By 2050, about two-thirds of the world’s population will live in urban centers, a migration of billions of people that will challenge governments to maintain air and water quality, health and safety, and economic and social prosperity. Top-down technological solutions will be unable to support the scale and diversity of changes that will happen over that time and risk turning cities into environmental and social dystopias.

“Cities are under threat, but they also remain nodes of innovation that will test, pilot, and deploy technologies that address the biggest threats to humanity,” Alex Herceg, Lux Research analyst and lead author of the report, titled “Cities as Technologies: Using Data and Analytics to Grow From Smart to Brilliant,” said. “The key to success will be a learning mindset that allows open technologies, allowing cities to embrace disruptive technologies of tomorrow.”

Lux Research analysts evaluated technologies and providers, identifying best practices in:

  • Air, water, and other natural resources.
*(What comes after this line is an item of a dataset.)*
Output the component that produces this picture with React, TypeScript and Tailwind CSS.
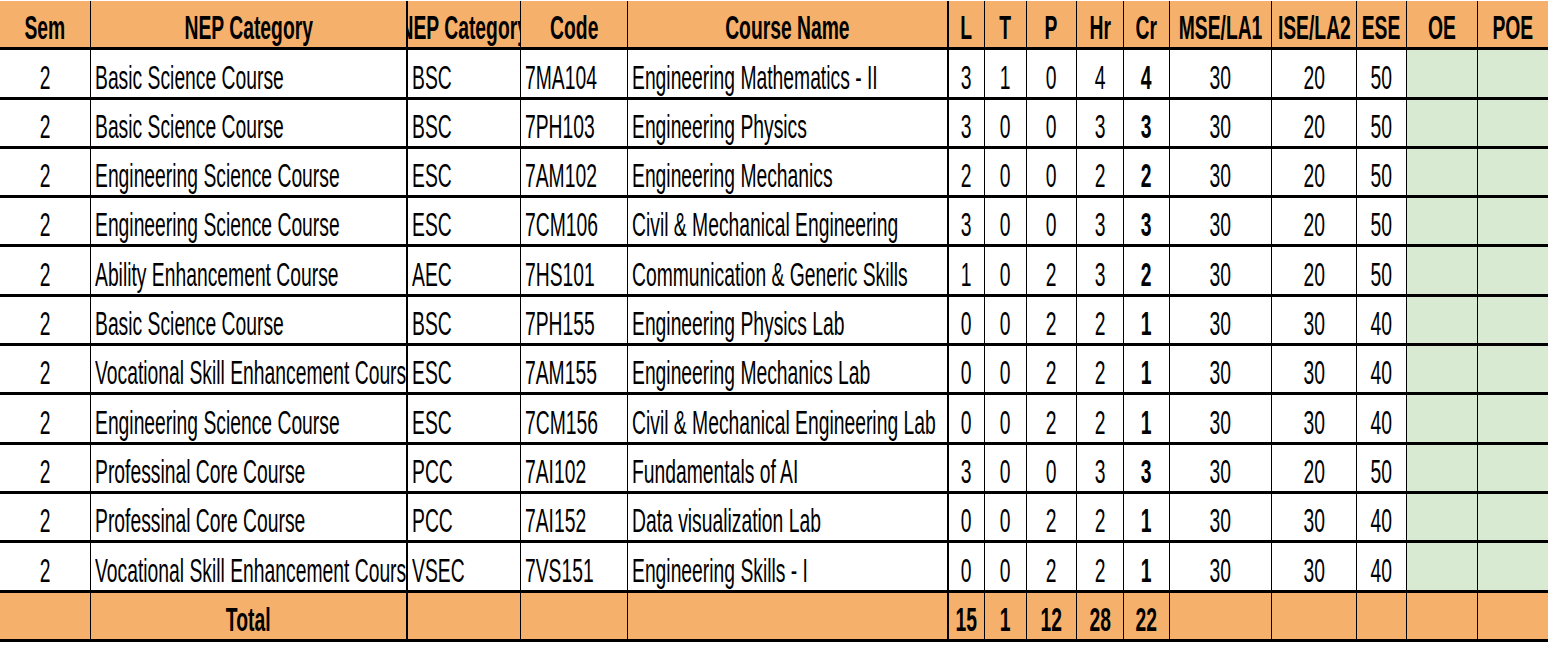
import React from "react";

type Align = "left" | "center";

const cols: { align: Align; thick?: boolean }[] = [
  { align: "center" },
  { align: "left" },
  { align: "left", thick: true },
  { align: "left" },
  { align: "left" },
  { align: "center", thick: true },
  { align: "center" },
  { align: "center" },
  { align: "center" },
  { align: "center" },
  { align: "center" },
  { align: "center" },
  { align: "center" },
  { align: "center" },
  { align: "center" },
];

const header = [
  "Sem",
  "NEP Category",
  "NEP Category",
  "Code",
  "Course Name",
  "L",
  "T",
  "P",
  "Hr",
  "Cr",
  "MSE/LA1",
  "ISE/LA2",
  "ESE",
  "OE",
  "POE",
];

const rows = [
  ["2", "Basic Science Course", "BSC", "7MA104", "Engineering Mathematics - II", "3", "1", "0", "4", "4", "30", "20", "50"],
  ["2", "Basic Science Course", "BSC", "7PH103", "Engineering Physics", "3", "0", "0", "3", "3", "30", "20", "50"],
  ["2", "Engineering Science Course", "ESC", "7AM102", "Engineering Mechanics", "2", "0", "0", "2", "2", "30", "20", "50"],
  ["2", "Engineering Science Course", "ESC", "7CM106", "Civil & Mechanical Engineering", "3", "0", "0", "3", "3", "30", "20", "50"],
  ["2", "Ability Enhancement Course", "AEC", "7HS101", "Communication & Generic Skills", "1", "0", "2", "3", "2", "30", "20", "50"],
  ["2", "Basic Science Course", "BSC", "7PH155", "Engineering Physics Lab", "0", "0", "2", "2", "1", "30", "30", "40"],
  ["2", "Vocational Skill Enhancement Course", "ESC", "7AM155", "Engineering Mechanics Lab", "0", "0", "2", "2", "1", "30", "30", "40"],
  ["2", "Engineering Science Course", "ESC", "7CM156", "Civil & Mechanical Engineering Lab", "0", "0", "2", "2", "1", "30", "30", "40"],
  ["2", "Professinal Core Course", "PCC", "7AI102", "Fundamentals of AI", "3", "0", "0", "3", "3", "30", "20", "50"],
  ["2", "Professinal Core Course", "PCC", "7AI152", "Data visualization Lab", "0", "0", "2", "2", "1", "30", "30", "40"],
  ["2", "Vocational Skill Enhancement Course", "VSEC", "7VS151", "Engineering Skills - I", "0", "0", "2", "2", "1", "30", "30", "40"],
];

const total = ["", "Total", "", "", "", "15", "1", "12", "28", "22", "", "", "", "", ""];

function Cell({
  text,
  col,
  bold,
  bg,
  centered,
}: {
  text: string;
  col: number;
  bold?: boolean;
  bg: string;
  centered?: boolean;
}) {
  const c = cols[col];
  const border = col === 0 ? "" : c.thick ? "border-l-2 border-black" : "border-l border-black";
  const center = centered || c.align === "center";
  return (
    <div
      className={`flex items-end overflow-hidden pb-[3px] ${border} ${bg} ${
        center ? "justify-center" : "justify-start pl-[4px]"
      }`}
    >
      <span
        className={`inline-block whitespace-nowrap scale-x-[0.585] ${
          center ? "origin-center" : "origin-left"
        } ${bold ? "font-bold" : ""}`}
      >
        {text}
      </span>
    </div>
  );
}

const rowCls =
  "grid grid-cols-[90px_316px_114px_107px_320px_37px_42px_50px_47px_46px_102px_85px_50px_71px_71px] h-[49.3px] border-b-[3px] border-black";

export default function App() {
  return (
    <div className="w-[1550px] h-[645px] bg-white pt-px font-['Liberation_Sans',Arial,sans-serif] text-[33px] leading-none text-black">
      <div className="w-[1548px]">
        <div className={rowCls}>
          {header.map((h, i) => (
            <Cell key={i} text={h} col={i} bold centered bg="bg-[#f5b16c]" />
          ))}
        </div>
        {rows.map((r, ri) => (
          <div key={ri} className={rowCls}>
            {cols.map((_, i) => (
              <Cell
                key={i}
                text={r[i] ?? ""}
                col={i}
                bold={i === 9}
                bg={i >= 13 ? "bg-[#d9ead3]" : "bg-white"}
              />
            ))}
          </div>
        ))}
        <div className={rowCls}>
          {total.map((t, i) => (
            <Cell key={i} text={t} col={i} bold centered bg="bg-[#f5b16c]" />
          ))}
        </div>
      </div>
    </div>
  );
}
Beijing struggles with dismal air quality, while many other cities struggle with water or other natural resources. Analytics vendors are jumping in to help. IBM Smarter Water, for example, is developing networking solutions aimed at reducing water and energy use.
  • Electric, autonomous transportation. Though public transit can alleviate pollution, congestion, parking, and a host of other environmental and practical ills, ridesharing services such as Uber, as well as Apple’s rumored autonomous electric car, may be cheaper, better ways to move people and goods in city spaces.
  • Physical safety and security. Though city dwellers worry about threats such as earthquakes, snowstorms, crime, and terrorism, they also are concerned about pervasive surveillance from police drones and spyware. Citizen-led hackathons can provide better technologies and a balance of power, as Nairobi’s Ushahidi shows.